2. Sustainable financing. The funded system can be introduced either as a complementary scheme to the current solidarity system or as a substitutional system. The current government proposal is a hybrid: on the benefit side, it is complementary, but on the revenue side, part of the solidarity system contributions is proposed to finance the new funded scheme. Such an approach may limit the effectiveness of the new system fiscally and socially, aggravating the risk of falling benefits in the solidarity system. This may result in no net improvement in the future combined retirement benefits from this reform. Instead, to maximize the impact of the new funded system, it will need to be funded from new contributions, without tapping into the same fiscal space that provides for the wellbeing of current pensioners. Ideally, these new contributions should come from employee wages, so there is personal attachment to the pension account – a signature element of individual responsibility in such programs. Such employee contributions could further be co-financed by the employer and/or by the government, as an incentive to contribute more for retirement.

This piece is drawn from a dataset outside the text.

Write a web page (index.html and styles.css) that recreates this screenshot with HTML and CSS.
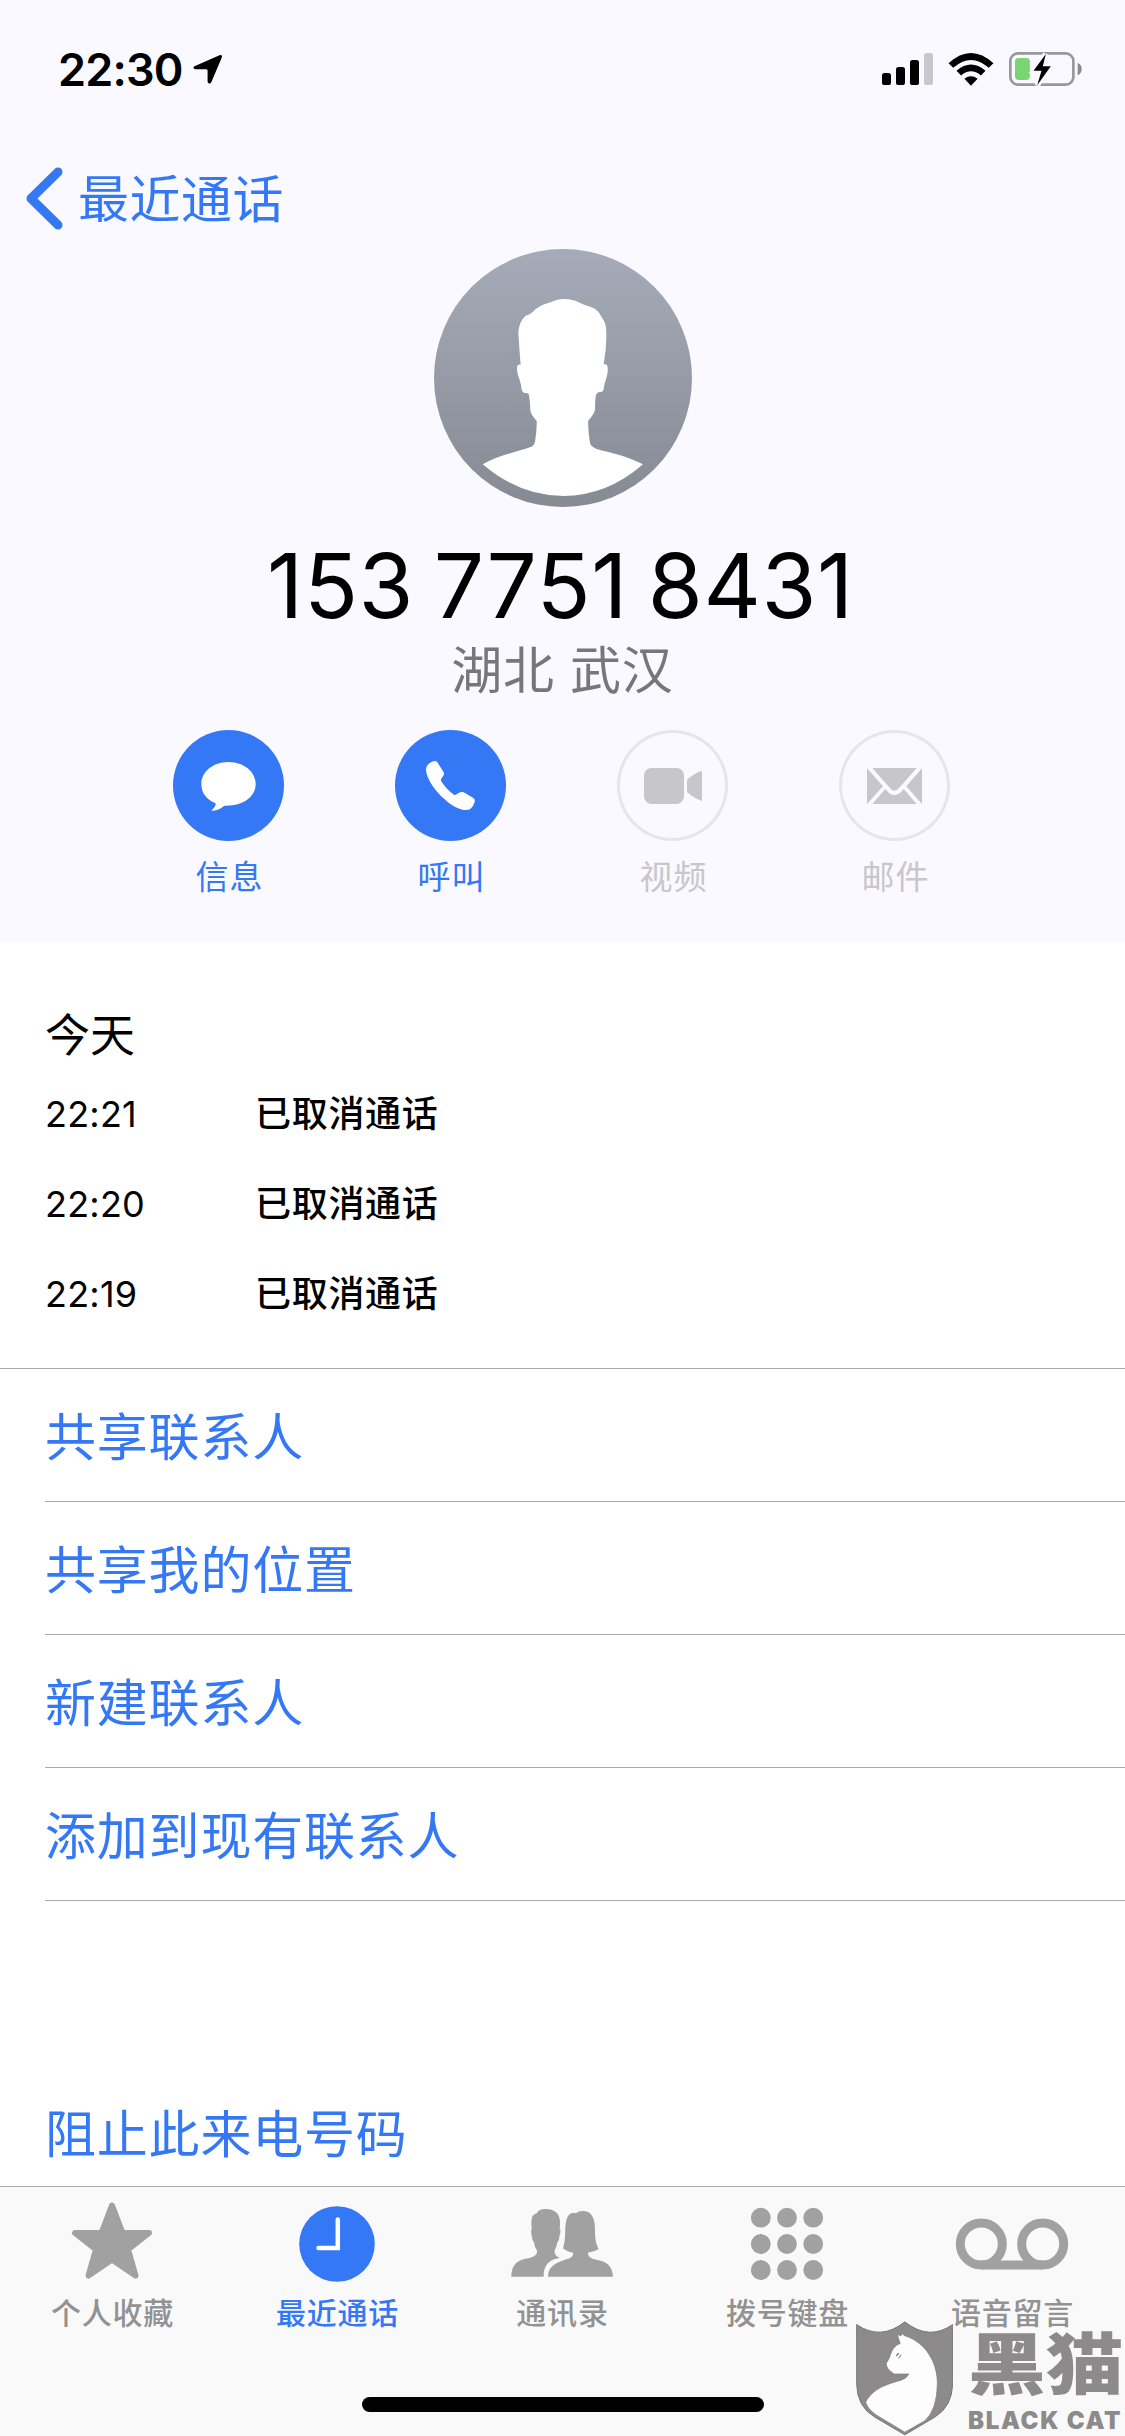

3. Efficient administration. The mechanism of money and information flows in the new system should be carefully designed and tested, so that the administrative costs of the new system are minimized. No single Hryvna should be lost on its way from employers to an individual account, as it passes through the government machinery of revenue collection. For this, every detail of the process needs to be elaborated and all risks mapped and mitigated.  It can be shown that a 1% annual charge on pension assets over someone’s full work career reduces around 20% of their pension benefits by the time of retirement. Therefore, cost reduction is key – and it has been shown that centralizing core administrative functions is an effective cost reduction strategy. Finally, simple provisions need to be introduced for individuals who do not actively choose a fund. This would pave the way to establishing a “default” fund with a life-cycle investment strategy. Importantly, a gradual implementation approach should help minimize various operational risks. So, Ukraine should start with a simple design that can be easily understood by the general public – and add more complex elements to the system over time.

4. Overall pension system design. The new funded scheme will be only a small supplement to the current system. With a 4 percent contribution rate, it will take an individual about 25 years of contributions for the account value to reach their corresponding annual wage in that year in the future. This is a rather insignificant amount, considering that this accumulated amount equivalent to one year’s wage will have to be spread over the remaining life of an individual after retirement. Therefore, better coordination with the solidarity system, especially its system of minimum income guarantees, is required

5. Well-defined role of the state. Explicit legal provisions about what government can and cannot do will put the system on the right track. The state plays several important roles here: ensuring proper regulations and fair competition in service provision; facilitating a “default” fund; providing co-financing from the general budget to stimulate participation; enabling core record-keeping infrastructure and standards of member services; facilitating markets for financial instruments to promote diversification of investments; providing well-coordinated general minimum income guarantees at retirement, through the solidarity system; and so on. So, having a clear implementation plan and well-defined transitional arrangements will be instrumental to the success of this reform.

A lot of work needs to be done to ensure that Ukraine’s future pensioners have an adequate pension that will allow them a dignified retirement. Therefore, learning from the successes and mistakes of other countries, the government should target a realistic timeline to build the second pillar – with well-coordinated preparatory work yielding a consensus on key design elements (incorporating all the above principles).